Weinhofer is convinced that the economic environment is not solely responsible for the industry’s difficulties. He believes that the long-standing zero-interest policy played a significant role in triggering a boom in the market and high profits by enabling cheap financing of real estate projects. However, this policy has raised questions about whether companies have built up enough reserves from their profits for a turnaround.
The cheap money for two decades acted like a drug and cannot be left abruptly, according to Weinhofer. The long-term upswing in the sector is over and rising interest rates have made loans expensive, making project financing noticeably more difficult. This situation has put consumers under increasing pressure and many can no longer afford to own their own home.
These developments have impacts on rents and the construction sector, as demand for property has increased while supply remains more or less the same. As a result, many consumers are being pushed into the rental market, which is likely to further increase rental prices, especially for apartments that are not subsidized.
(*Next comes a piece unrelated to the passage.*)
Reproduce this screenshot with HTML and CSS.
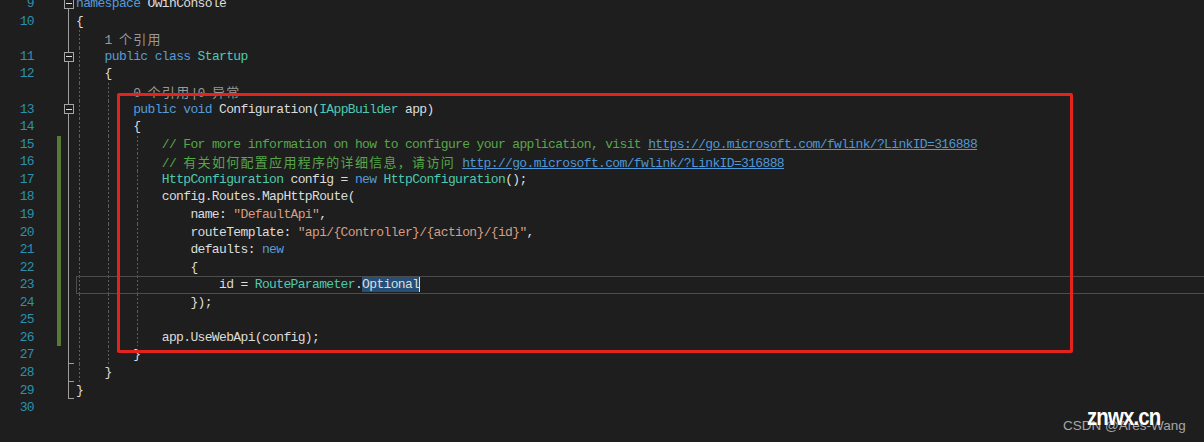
FILE: index.html
```html
<!DOCTYPE html>
<html>
<head>
  <title>Startup.cs</title>
  <link rel="stylesheet" href="styles.css">
</head>
<body>
  <div class="editor">
    <div class="row"><span class="num">9</span><span class="chg"></span><span class="fold f-first"><i class="box"></i></span><span class="code"><span class="kw">namespace</span> OwinConsole</span></div>
    <div class="row"><span class="num">10</span><span class="chg"></span><span class="fold f-line"></span><span class="code">{</span></div>
    <div class="row g1"><span class="num"></span><span class="chg"></span><span class="fold f-line"></span><span class="code">    <span class="lens">1 <span class="cjk">个引用</span></span></span></div>
    <div class="row g1"><span class="num">11</span><span class="chg"></span><span class="fold f-line"><i class="box"></i></span><span class="code">    <span class="kw">public</span> <span class="kw">class</span> <span class="ty">Startup</span></span></div>
    <div class="row g1"><span class="num">12</span><span class="chg"></span><span class="fold f-line"></span><span class="code">    {</span></div>
    <div class="row g2"><span class="num"></span><span class="chg"></span><span class="fold f-line"></span><span class="code">        <span class="lens">0 <span class="cjk">个引用</span>|0 <span class="cjk">异常</span></span></span></div>
    <div class="row g2"><span class="num">13</span><span class="chg"></span><span class="fold f-line"><i class="box"></i></span><span class="code">        <span class="kw">public</span> <span class="kw">void</span> Configuration(<span class="ty">IAppBuilder</span> app)</span></div>
    <div class="row g2"><span class="num">14</span><span class="chg"></span><span class="fold f-line"></span><span class="code">        {</span></div>
    <div class="row g3"><span class="num">15</span><span class="chg mod"></span><span class="fold f-line"></span><span class="code">            <span class="cm">// For more information on how to configure your application, visit <span class="link">https://go.microsoft.com/fwlink/?LinkID=316888</span></span></span></div>
    <div class="row g3"><span class="num">16</span><span class="chg mod"></span><span class="fold f-line"></span><span class="code">            <span class="cm">// <span class="cjk">有关如何配置应用程序的详细信息，请访问</span> <span class="link">http://go.microsoft.com/fwlink/?LinkID=316888</span></span></span></div>
    <div class="row g3"><span class="num">17</span><span class="chg mod"></span><span class="fold f-line"></span><span class="code">            <span class="ty">HttpConfiguration</span> config = <span class="kw">new</span> <span class="ty">HttpConfiguration</span>();</span></div>
    <div class="row g3"><span class="num">18</span><span class="chg mod"></span><span class="fold f-line"></span><span class="code">            config.Routes.MapHttpRoute(</span></div>
    <div class="row g3"><span class="num">19</span><span class="chg mod"></span><span class="fold f-line"></span><span class="code">                name: <span class="st">"DefaultApi"</span>,</span></div>
    <div class="row g3"><span class="num">20</span><span class="chg mod"></span><span class="fold f-line"></span><span class="code">                routeTemplate: <span class="st">"api/{Controller}/{action}/{id}"</span>,</span></div>
    <div class="row g3"><span class="num">21</span><span class="chg mod"></span><span class="fold f-line"></span><span class="code">                defaults: <span class="kw">new</span></span></div>
    <div class="row g3"><span class="num">22</span><span class="chg mod"></span><span class="fold f-line"></span><span class="code">                {</span></div>
    <div class="row g3 current"><span class="num">23</span><span class="chg mod"></span><span class="fold f-line"></span><span class="code">                    id = <span class="ty">RouteParameter</span>.<span class="sel">Optional</span></span></div>
    <div class="row g3"><span class="num">24</span><span class="chg mod"></span><span class="fold f-line"></span><span class="code">                });</span></div>
    <div class="row g3"><span class="num">25</span><span class="chg mod"></span><span class="fold f-line"></span><span class="code"></span></div>
    <div class="row g3"><span class="num">26</span><span class="chg mod"></span><span class="fold f-line"></span><span class="code">            app.UseWebApi(config);</span></div>
    <div class="row g2"><span class="num">27</span><span class="chg"></span><span class="fold f-tick"></span><span class="code">        }</span></div>
    <div class="row g1"><span class="num">28</span><span class="chg"></span><span class="fold f-tick"></span><span class="code">    }</span></div>
    <div class="row"><span class="num">29</span><span class="chg"></span><span class="fold f-tick"></span><span class="code">}</span></div>
    <div class="row"><span class="num">30</span><span class="chg"></span><span class="fold"></span><span class="code"></span></div>
  </div>

  <!-- annotation drawn on top of the screenshot -->
  <div class="mark"></div>

  <div class="wm-csdn">CSDN @Ares-Wang</div>
  <div class="wm-site">znwx.cn</div>
</body>
</html>
```
FILE: styles.css
```css
body {
  margin: 0;
  height: 442px;
  overflow: hidden;
  background-color: #1e1e1e;
  color: #dcdcdc;
  font-family: "Liberation Mono", "DejaVu Sans Mono", monospace;
  font-size: 13px;
  letter-spacing: -0.65px; /* 7.15px por caractere */
  position: relative;
}
.editor {
  margin-top: -4.8px;
}
.row {
  display: grid;
  grid-template-columns: 34px 23px 4px 3px 10px 2px 1fr;
  height: 17.57px;
  line-height: 17.57px;
}
.num {
  grid-column: 1;
  text-align: right;
  color: #2b91af;
}
.chg {
  grid-column: 3;
}
.chg.mod {
  background-color: #587a37;
}

/* linhas de outlining */
.fold {
  --fc: #9e9e9e;
  grid-column: 5;
  display: flex;
  align-items: center;
  background-repeat: no-repeat;
}
.f-line {
  background-image: linear-gradient(var(--fc), var(--fc));
  background-position: 4px 0;
  background-size: 1px 100%;
}
.f-first {
  background-image: linear-gradient(var(--fc), var(--fc));
  background-position: 4px 100%;
  background-size: 1px 50%;
}
.f-tick {
  background-image: linear-gradient(var(--fc), var(--fc)), linear-gradient(var(--fc), var(--fc));
  background-position: 4px 0, 4px 100%;
  background-size: 1px 100%, 6px 1px;
}
.box {
  display: block;
  width: 10px;
  height: 10px;
  box-sizing: border-box;
  border: 1px solid #a5a5a5;
  background: #1e1e1e linear-gradient(#dcdcdc, #dcdcdc) no-repeat center / 6px 1px;
}

/* guias de indentação tracejadas */
.code {
  grid-column: 7;
  white-space: pre;
  overflow: hidden;
  --dash: repeating-linear-gradient(to bottom, #5e5e5e 0 2px, transparent 2px 4px);
  background-repeat: no-repeat;
  background-size: 1px 100%;
}
.g1 .code {
  background-image: var(--dash);
  background-position: 3px 0;
}
.g2 .code {
  background-image: var(--dash), var(--dash);
  background-position: 3px 0, 32px 0;
}
.g3 .code {
  background-image: var(--dash), var(--dash), var(--dash);
  background-position: 3px 0, 32px 0, 61px 0;
}
.current .code {
  box-shadow: inset 0 1px 0 #4c4c4c, inset 0 -1px 0 #4c4c4c, inset 1px 0 0 #4c4c4c;
}

.kw { color: #569cd6; }
.ty { color: #4ec9b0; }
.cm { color: #57a64a; }
.st { color: #d69d85; }
.lens { color: #999999; }
.link {
  color: #4f97d7;
  text-decoration: underline;
}
.cjk {
  font-family: "Noto Sans CJK SC", sans-serif;
  letter-spacing: 1.3px;
}
.sel {
  background-color: #264f78;
  box-shadow: 1px 0 0 #dcdcdc;
}

.mark {
  position: absolute;
  left: 117px;
  top: 93px;
  width: 956px;
  height: 260px;
  box-sizing: border-box;
  border: 3px solid #e4221f;
  border-radius: 2px;
}
.wm-csdn {
  position: absolute;
  left: 1063px;
  top: 419px;
  font-family: "Liberation Sans", Arial, sans-serif;
  font-size: 13.5px;
  line-height: 1;
  letter-spacing: 0;
  color: #a6a6a6;
}
.wm-site {
  position: absolute;
  left: 1087px;
  top: 405px;
  font-family: "Liberation Sans", Arial, sans-serif;
  font-weight: bold;
  font-size: 24px;
  line-height: 1;
  letter-spacing: -1px;
  color: #ffffff;
  transform: scaleX(0.85);
  transform-origin: left top;
}
```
Weinhofer does not expect an acute housing shortage but believes that the situation will get worse, particularly in eastern Austria where population growth is taking place. The turbulence in the real estate sector is already contributing to an increase in bankruptcies among domestic construction companies. According to a recent analysis by credit insurer Acredia, from January to September 2013, 667 domestic construction companies filed for bankruptcy – a 16% increase compared to the same period last year.